# Listing
* * * * * * * * *
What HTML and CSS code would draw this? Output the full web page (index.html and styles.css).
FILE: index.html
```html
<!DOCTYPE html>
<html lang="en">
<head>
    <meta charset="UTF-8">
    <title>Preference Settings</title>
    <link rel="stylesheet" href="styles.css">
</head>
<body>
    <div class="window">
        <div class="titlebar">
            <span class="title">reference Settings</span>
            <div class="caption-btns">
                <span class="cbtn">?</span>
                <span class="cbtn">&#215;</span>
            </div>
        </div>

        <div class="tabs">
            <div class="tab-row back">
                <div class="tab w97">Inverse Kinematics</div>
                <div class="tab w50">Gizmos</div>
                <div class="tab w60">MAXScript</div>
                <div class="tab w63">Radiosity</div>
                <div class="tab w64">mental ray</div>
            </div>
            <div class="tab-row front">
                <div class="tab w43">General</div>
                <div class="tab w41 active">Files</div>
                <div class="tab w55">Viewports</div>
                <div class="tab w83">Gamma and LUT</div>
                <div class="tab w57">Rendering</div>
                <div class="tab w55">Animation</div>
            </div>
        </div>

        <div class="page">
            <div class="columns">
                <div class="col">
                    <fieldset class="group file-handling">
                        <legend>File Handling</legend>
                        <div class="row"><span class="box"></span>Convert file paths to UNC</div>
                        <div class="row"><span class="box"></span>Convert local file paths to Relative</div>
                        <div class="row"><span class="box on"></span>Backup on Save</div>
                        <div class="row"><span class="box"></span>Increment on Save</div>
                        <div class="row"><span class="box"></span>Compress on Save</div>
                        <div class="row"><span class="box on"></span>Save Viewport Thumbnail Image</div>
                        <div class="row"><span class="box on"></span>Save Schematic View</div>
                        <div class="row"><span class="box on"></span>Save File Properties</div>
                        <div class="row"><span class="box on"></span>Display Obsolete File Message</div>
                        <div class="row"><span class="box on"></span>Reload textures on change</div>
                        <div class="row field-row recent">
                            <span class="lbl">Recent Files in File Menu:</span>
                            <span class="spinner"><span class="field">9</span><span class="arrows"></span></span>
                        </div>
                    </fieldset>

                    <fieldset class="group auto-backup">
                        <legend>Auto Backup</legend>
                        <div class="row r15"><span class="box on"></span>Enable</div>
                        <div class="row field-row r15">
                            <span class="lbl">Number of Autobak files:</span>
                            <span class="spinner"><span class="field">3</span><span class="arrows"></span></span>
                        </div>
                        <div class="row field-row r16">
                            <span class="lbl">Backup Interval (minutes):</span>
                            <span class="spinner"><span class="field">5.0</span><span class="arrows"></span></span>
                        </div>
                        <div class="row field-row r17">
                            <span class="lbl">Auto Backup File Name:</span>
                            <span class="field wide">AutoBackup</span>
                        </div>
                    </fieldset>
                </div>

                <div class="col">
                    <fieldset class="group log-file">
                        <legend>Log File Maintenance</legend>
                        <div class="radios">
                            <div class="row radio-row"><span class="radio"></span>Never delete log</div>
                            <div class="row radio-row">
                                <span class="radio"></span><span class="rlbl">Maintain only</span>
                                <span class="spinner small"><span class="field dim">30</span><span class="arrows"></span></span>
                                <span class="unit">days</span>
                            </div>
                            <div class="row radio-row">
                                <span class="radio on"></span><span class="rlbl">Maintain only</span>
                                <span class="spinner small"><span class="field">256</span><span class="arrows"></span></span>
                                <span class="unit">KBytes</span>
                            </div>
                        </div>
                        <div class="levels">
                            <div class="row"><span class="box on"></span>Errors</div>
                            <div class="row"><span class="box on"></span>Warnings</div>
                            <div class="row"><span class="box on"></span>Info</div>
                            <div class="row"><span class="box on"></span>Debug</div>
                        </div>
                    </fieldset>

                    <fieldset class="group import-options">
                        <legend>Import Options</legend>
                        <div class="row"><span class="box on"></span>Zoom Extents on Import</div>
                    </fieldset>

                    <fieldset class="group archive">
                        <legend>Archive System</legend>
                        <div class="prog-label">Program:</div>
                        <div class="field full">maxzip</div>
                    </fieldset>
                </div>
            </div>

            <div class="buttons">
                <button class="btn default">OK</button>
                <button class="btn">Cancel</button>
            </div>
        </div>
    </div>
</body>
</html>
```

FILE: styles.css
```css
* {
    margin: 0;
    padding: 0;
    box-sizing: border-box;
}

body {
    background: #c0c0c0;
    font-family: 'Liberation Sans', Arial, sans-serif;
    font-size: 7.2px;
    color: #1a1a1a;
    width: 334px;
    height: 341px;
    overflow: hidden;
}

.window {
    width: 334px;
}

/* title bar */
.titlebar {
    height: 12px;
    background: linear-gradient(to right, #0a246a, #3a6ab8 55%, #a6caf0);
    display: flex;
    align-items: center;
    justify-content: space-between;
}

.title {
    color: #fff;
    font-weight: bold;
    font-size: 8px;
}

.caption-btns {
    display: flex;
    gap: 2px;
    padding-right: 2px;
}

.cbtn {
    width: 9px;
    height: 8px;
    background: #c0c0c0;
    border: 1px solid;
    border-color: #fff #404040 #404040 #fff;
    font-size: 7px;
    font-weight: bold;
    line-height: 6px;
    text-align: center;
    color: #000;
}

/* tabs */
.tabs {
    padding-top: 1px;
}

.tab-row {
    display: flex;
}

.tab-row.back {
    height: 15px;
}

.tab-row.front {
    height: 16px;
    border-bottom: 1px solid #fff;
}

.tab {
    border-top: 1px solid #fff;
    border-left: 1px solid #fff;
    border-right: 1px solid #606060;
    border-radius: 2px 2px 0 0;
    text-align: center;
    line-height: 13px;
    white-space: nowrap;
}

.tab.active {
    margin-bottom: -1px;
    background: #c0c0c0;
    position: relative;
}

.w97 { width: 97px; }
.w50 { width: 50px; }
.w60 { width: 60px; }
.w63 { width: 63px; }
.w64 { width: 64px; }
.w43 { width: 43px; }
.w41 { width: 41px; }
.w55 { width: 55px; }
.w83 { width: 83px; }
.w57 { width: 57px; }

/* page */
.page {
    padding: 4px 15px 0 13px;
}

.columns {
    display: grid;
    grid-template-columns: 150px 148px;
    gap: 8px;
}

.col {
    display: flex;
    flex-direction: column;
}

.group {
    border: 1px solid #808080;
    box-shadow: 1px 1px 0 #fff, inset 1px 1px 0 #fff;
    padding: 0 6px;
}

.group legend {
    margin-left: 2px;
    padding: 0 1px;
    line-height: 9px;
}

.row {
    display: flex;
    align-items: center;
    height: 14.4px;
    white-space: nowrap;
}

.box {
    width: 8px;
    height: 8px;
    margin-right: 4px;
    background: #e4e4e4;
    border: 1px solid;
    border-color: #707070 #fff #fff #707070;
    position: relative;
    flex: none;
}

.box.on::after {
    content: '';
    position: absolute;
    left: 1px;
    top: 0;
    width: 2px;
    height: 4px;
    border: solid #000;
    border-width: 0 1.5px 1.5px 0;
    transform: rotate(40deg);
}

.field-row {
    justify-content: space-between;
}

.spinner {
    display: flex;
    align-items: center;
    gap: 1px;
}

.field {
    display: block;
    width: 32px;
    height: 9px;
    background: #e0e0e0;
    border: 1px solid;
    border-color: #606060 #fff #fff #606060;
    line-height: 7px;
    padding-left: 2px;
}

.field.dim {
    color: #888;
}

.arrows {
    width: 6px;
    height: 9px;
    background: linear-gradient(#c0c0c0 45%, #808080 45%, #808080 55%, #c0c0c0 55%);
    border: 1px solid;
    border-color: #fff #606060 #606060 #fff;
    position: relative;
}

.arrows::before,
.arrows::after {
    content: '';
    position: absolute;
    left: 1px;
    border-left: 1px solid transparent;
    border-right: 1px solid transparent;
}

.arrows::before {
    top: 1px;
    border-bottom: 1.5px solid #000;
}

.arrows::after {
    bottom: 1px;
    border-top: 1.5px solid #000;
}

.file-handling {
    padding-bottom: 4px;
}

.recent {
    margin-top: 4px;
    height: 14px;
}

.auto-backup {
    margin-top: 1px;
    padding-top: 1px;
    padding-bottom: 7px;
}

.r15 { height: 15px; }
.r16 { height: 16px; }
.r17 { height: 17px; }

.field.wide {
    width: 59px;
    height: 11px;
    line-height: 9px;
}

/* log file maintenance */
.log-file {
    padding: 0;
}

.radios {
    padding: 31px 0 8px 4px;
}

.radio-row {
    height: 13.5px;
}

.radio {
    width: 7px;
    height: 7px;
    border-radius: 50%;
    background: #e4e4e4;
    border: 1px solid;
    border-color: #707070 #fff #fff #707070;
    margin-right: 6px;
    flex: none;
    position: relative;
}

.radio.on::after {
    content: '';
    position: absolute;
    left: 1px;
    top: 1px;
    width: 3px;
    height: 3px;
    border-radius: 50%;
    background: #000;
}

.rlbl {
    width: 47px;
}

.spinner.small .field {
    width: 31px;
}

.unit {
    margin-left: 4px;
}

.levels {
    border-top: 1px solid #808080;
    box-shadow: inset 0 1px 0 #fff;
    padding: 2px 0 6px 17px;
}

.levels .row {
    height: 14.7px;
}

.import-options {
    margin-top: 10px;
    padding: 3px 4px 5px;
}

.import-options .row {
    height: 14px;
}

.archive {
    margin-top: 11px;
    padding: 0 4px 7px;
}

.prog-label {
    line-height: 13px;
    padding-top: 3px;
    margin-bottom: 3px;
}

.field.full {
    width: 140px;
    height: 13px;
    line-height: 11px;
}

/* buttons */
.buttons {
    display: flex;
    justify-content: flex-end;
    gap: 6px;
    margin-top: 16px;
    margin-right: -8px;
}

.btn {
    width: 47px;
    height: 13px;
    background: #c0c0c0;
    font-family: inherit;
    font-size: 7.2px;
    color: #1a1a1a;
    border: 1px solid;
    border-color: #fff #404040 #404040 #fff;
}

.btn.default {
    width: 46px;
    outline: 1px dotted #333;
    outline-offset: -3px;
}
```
* * * * * * * * *
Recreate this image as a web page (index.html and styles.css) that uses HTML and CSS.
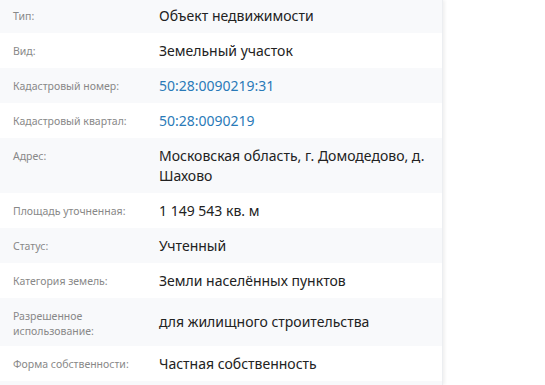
* * * * * * * * *
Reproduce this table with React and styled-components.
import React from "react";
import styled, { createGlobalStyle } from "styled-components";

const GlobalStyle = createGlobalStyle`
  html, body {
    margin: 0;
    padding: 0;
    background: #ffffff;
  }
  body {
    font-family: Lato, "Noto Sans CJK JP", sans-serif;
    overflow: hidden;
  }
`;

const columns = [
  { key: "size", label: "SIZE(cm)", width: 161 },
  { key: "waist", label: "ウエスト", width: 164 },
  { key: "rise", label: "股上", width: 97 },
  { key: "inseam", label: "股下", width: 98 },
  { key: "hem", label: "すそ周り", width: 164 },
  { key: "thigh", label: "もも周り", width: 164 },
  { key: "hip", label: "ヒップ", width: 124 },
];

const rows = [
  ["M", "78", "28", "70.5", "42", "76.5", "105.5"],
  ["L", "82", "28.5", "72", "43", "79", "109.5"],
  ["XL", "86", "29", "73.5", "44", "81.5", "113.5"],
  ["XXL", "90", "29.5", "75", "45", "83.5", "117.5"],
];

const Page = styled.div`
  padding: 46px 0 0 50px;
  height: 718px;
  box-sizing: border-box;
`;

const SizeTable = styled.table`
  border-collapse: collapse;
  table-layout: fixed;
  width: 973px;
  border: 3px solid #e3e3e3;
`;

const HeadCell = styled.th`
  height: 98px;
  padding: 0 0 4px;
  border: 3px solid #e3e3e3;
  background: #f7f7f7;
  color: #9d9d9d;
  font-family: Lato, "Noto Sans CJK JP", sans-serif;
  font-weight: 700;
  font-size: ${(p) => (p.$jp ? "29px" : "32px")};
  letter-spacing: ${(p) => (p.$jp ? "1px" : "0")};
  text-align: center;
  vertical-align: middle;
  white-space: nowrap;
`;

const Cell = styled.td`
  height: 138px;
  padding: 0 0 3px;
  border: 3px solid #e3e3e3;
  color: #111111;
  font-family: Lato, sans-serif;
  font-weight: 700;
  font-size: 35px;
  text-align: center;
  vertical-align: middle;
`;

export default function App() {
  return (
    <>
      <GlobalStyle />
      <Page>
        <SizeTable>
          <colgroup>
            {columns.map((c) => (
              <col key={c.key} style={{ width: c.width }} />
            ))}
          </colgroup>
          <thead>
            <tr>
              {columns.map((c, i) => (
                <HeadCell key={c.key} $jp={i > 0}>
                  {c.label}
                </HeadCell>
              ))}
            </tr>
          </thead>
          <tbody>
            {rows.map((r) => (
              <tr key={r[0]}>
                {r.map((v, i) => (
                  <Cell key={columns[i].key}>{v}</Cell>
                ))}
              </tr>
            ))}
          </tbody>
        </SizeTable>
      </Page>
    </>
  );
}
* * * * * * * * *
# Exercise directions
Write out every line of the listing that holds the word "index".

# Output for this exercise
What HTML and CSS code would draw this? Output the full web page (index.html and styles.css).
FILE: index.html
Recreate this image as a web page (index.html and styles.css) that uses HTML and CSS.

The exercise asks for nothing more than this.